Troops from Fort Andrews had shipped out in WWI as Field Artillerymen (manning French mobile 155 mm GPF guns) and fought at the Battle of the Marne and in the Meuse-Argonne Offensive of 1918. Reports indicate they fired some 33,000 rounds during those engagements.
As recently as the 1960s, retired Coast Artillery soldiers lived in the former NCO housing at the fort, and the island still has summer and year-round residents. In 2003, however, an MDC dredge broke the island's water supply pipes from the mainland, and these were not replaced.
Today, the mortar pits and gun emplacements (see tabs off the Ft. Andrews manu at left) range in condition from slightly to severely deteriorated. Unlike the crisp concrete of the 3-inch gun positions of Fort Strong on nearby Long Island, the stairways and platforms of Fort Andrews' Battery Bumpus at the crest of the northern bluff are spalled and crumbling, choked with brush and crevaced by water and ice. Many portions have turned back to cement dust and gravel. The mortar pits and their embankments, once clear for hundreds of feet, are now overgrown with trees and choked with brush.

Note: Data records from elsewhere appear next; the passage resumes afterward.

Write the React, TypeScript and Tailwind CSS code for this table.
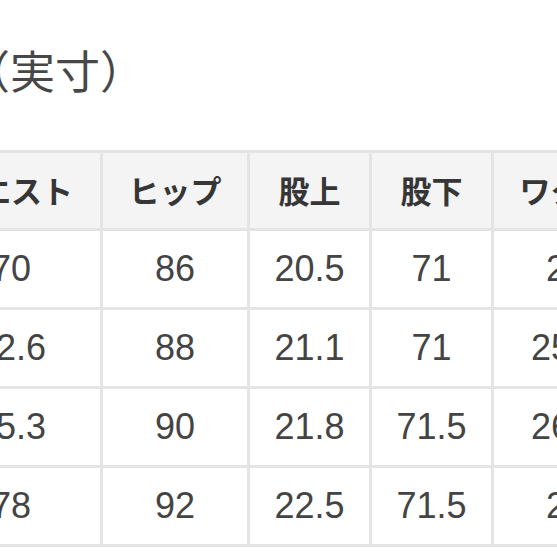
const headers = ["ウエスト", "ヒップ", "股上", "股下", "ワタリ"];

const rows = [
  ["70", "86", "20.5", "71", "27"],
  ["72.6", "88", "21.1", "71", "25.5"],
  ["75.3", "90", "21.8", "71.5", "26.5"],
  ["78", "92", "22.5", "71.5", "28"],
];

export default function App() {
  return (
    <div className="w-[557px] h-[557px] overflow-hidden bg-white">
      <h2 className="mt-[47px] ml-[-35px] text-[45px] leading-none font-normal text-[#474747] whitespace-nowrap font-['Noto_Sans_CJK_JP',sans-serif]">
        （実寸）
      </h2>

      <div className="mt-[58px] ml-[-81px] w-[744px] p-[3px] bg-[#e4e4e4] grid grid-cols-[178px_144px_119px_119px_144px] gap-[3px]">
        {headers.map((h) => (
          <div
            key={h}
            className="h-[75px] bg-[#f4f4f4] flex items-center justify-center text-[31px] font-bold text-[#363636] font-['Noto_Sans_CJK_JP',sans-serif]"
          >
            {h}
          </div>
        ))}
        {rows.map((row, i) =>
          row.map((v, j) => (
            <div
              key={`${i}-${j}`}
              className="h-[76px] bg-white flex items-center justify-center text-[36px] text-[#444] font-['Liberation_Sans',sans-serif]"
            >
              {v}
            </div>
          ))
        )}
      </div>
    </div>
  );
}
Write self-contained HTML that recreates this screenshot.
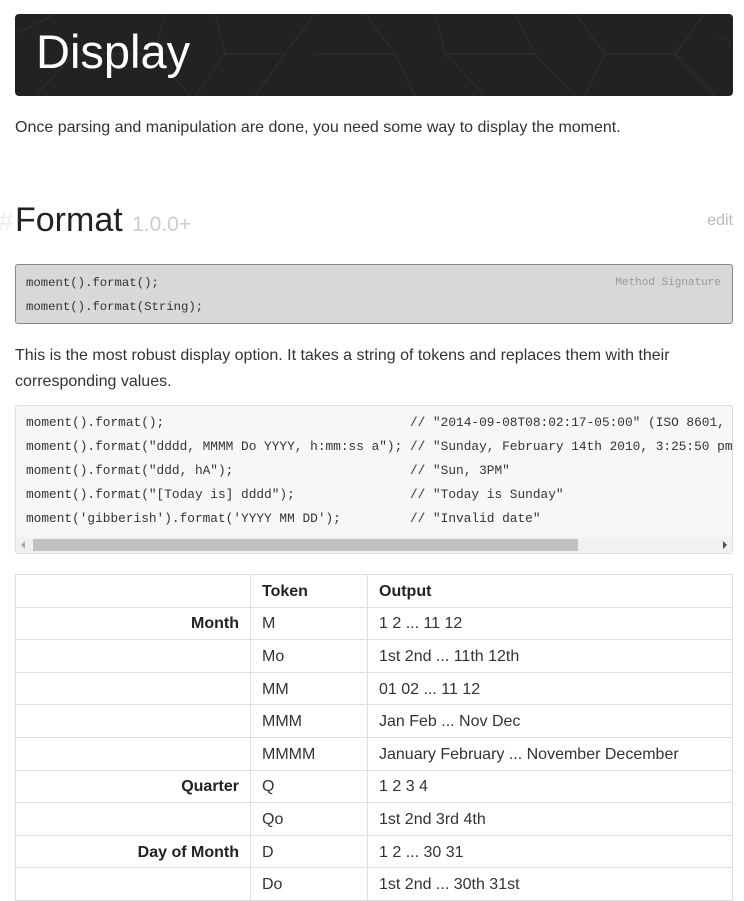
<!DOCTYPE html>
<html><head><meta charset="utf-8"><style>
*{box-sizing:border-box;margin:0;padding:0}
body{width:744px;height:901px;overflow:hidden;background:#fff;font-family:"Liberation Sans",Arial,sans-serif;color:#333;position:relative}
.banner{position:absolute;left:15px;top:14px;width:718px;height:82px;background:#222;border-radius:4px;overflow:hidden}
.banner h1{position:absolute;left:21px;top:10px;font-family:"Liberation Sans",sans-serif;font-weight:normal;font-size:47px;color:#fff}
.p{position:absolute;left:15px;font-size:16px;line-height:26px;color:#333}
.h2{position:absolute;left:15px;top:201px;font-family:"Liberation Sans",sans-serif;font-weight:normal;font-size:34px;color:#222}
.h2 .hash{position:absolute;left:-17px;top:4px;color:#eee;font-size:28px}
.h2 small{font-size:21px;color:#ccc}
.edit{position:absolute;right:11px;top:212px;font-size:16px;color:#bbb}
.sig{position:absolute;left:15px;top:264px;width:718px;height:60px;background:#d8d8d8;border:1px solid #888;border-radius:3px;padding:6px 10px;font-family:"Liberation Mono",monospace;font-size:12.3px;line-height:24px;color:#333}
.sig .ms{position:absolute;right:11px;top:6px;color:#999;font-size:11px}
.code{position:absolute;left:15px;top:405px;width:718px;height:149px;background:#f7f7f7;border:1px solid #ddd;border-radius:3px;overflow:hidden}
.code pre{position:absolute;left:10px;top:5px;font-family:"Liberation Mono",monospace;font-size:12.8px;line-height:24px;color:#333;white-space:pre}
.sb{position:absolute;left:0;bottom:0;width:716px;height:16px;background:#f1f1f1}
.sb .th{position:absolute;left:17px;top:2px;width:545px;height:12px;background:#c1c1c1}
.sb .l{position:absolute;left:5px;top:4px;border:4px solid transparent;border-right-color:#aaa;border-left:0}
.sb .r{position:absolute;right:5px;top:4px;border:4px solid transparent;border-left-color:#505050;border-right:0}
table{position:absolute;left:15px;top:574px;width:718px;border-collapse:collapse;font-size:16px}
td,th{border:1px solid #ddd;height:32.6px;padding:2px 11px 0;text-align:left;vertical-align:middle}
th{font-weight:bold;color:#222}
td:first-child{text-align:right;font-weight:bold;color:#222;width:235px}
td:nth-child(2){width:117px}
</style></head><body>
<div class="banner"><svg width="718" height="82" style="position:absolute;left:0;top:0" stroke="#2e2e2e" stroke-width="1.2" fill="none"><path d="M0 20 L40 0 M20 82 L60 40 L140 40 L150 0 M140 40 L175 82 M200 0 L210 40 L180 82 M210 40 L270 40 L300 0 M270 40 L240 82 M300 40 L380 40 L350 0 M380 40 L400 82 M420 0 L430 40 L470 82 M430 40 L520 40 L500 0 M520 40 L560 82 M560 0 L590 40 L660 40 L690 0 M590 40 L570 82 M660 40 L700 82 M700 20 L718 30"/></svg><h1>Display</h1></div>
<div class="p" style="top:115px">Once parsing and manipulation are done, you need some way to display the moment.</div>
<div class="h2"><span class="hash">#</span>Format <small>1.0.0+</small></div>
<div class="edit">edit</div>
<div class="sig">moment().format();<br>moment().format(String);<span class="ms">Method Signature</span></div>
<div class="p" style="top:343px">This is the most robust display option. It takes a string of tokens and replaces them with their<br>corresponding values.</div>
<div class="code"><pre>moment().format();                                // "2014-09-08T08:02:17-05:00" (ISO 8601, no fractional seconds)
moment().format("dddd, MMMM Do YYYY, h:mm:ss a"); // "Sunday, February 14th 2010, 3:25:50 pm"
moment().format("ddd, hA");                       // "Sun, 3PM"
moment().format("[Today is] dddd");               // "Today is Sunday"
moment('gibberish').format('YYYY MM DD');         // "Invalid date"</pre>
<div class="sb"><div class="l"></div><div class="th"></div><div class="r"></div></div></div>
<table>
<tr><th></th><th>Token</th><th>Output</th></tr>
<tr><td>Month</td><td>M</td><td>1 2 ... 11 12</td></tr>
<tr><td></td><td>Mo</td><td>1st 2nd ... 11th 12th</td></tr>
<tr><td></td><td>MM</td><td>01 02 ... 11 12</td></tr>
<tr><td></td><td>MMM</td><td>Jan Feb ... Nov Dec</td></tr>
<tr><td></td><td>MMMM</td><td>January February ... November December</td></tr>
<tr><td>Quarter</td><td>Q</td><td>1 2 3 4</td></tr>
<tr><td></td><td>Qo</td><td>1st 2nd 3rd 4th</td></tr>
<tr><td>Day of Month</td><td>D</td><td>1 2 ... 30 31</td></tr>
<tr><td></td><td>Do</td><td>1st 2nd ... 30th 31st</td></tr>
</table>
</body></html>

In 2010, Fort Andrews had the feeling of a ghostly time capsule, as shown in the photo gallery at top left. After the City of Boston intentionally razed all the wood and brick structures at nearby Fort Strong on Long Island in the 1990s, Ft. Andrews remained as the last example in the Boston defenses of an 1890s artillery fort. However, this example also appears to be headed to a rendezvous with the wrecking ball during the upcoming demolitions.